Floor plans or evacuation schemes provided by third parties or volunteers are digitalized, scaled, and matched with the computational vision (SLAM)-generated routes. This helps people who are BSVI when they become involved in complex situations (such as being lost, encountering unexpected obstacles, etc.) and need real-time assistance from volunteers.
Indoor situations that change daily can be recorded and uploaded continuously by volunteers through social networking in the web cloud DB.
Wayfinding experiences can be effectively rated and shared using social networking.
In time, a participatory web 2.0 social networking platform could emerge for people who are BSVI—something similar to a worldwide “Visiopedia” with a rated, crowdsourced, and publicly available indoor guided navigational web cloud database that is updated in almost real-time. This would expand the set of available indoor routes considerably and enable a much more efficient and reliable rating.
In summary, this paper presented a unique approach to the provision of technological and operational know-how on real-time guided indoor navigation improvements for people who are BSVI that does not require prior expensive investment in Wi-Fi, RFID, beamers, or other indoor infrastructure.
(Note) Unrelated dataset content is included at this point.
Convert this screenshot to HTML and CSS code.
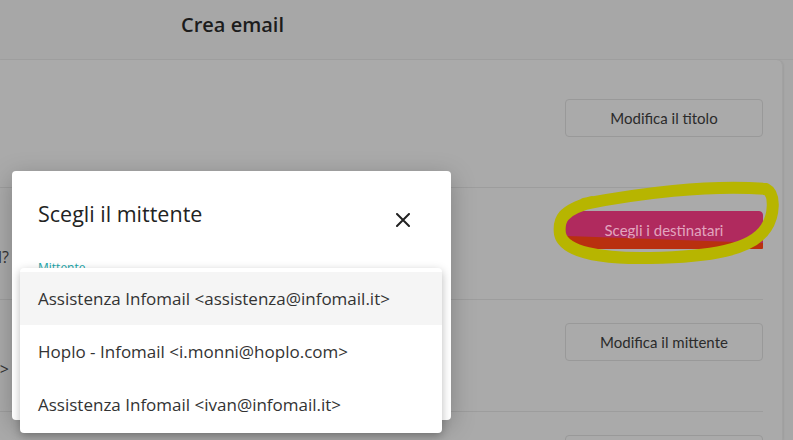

The provided insights could help researchers and developers to exploit social Web2.0 and crowdsourcing opportunities for computer vision-based ETA navigation developments for people who are BSVI.
7. Patents
Patent application ‘Hands-Free Crowd Sourced Indoor Navigation System and Method for Guiding Blind and Visually Impaired Persons’. Application Number: 17/401,348; Date: 8 August 2021; Number of priority application: US 17/401,348.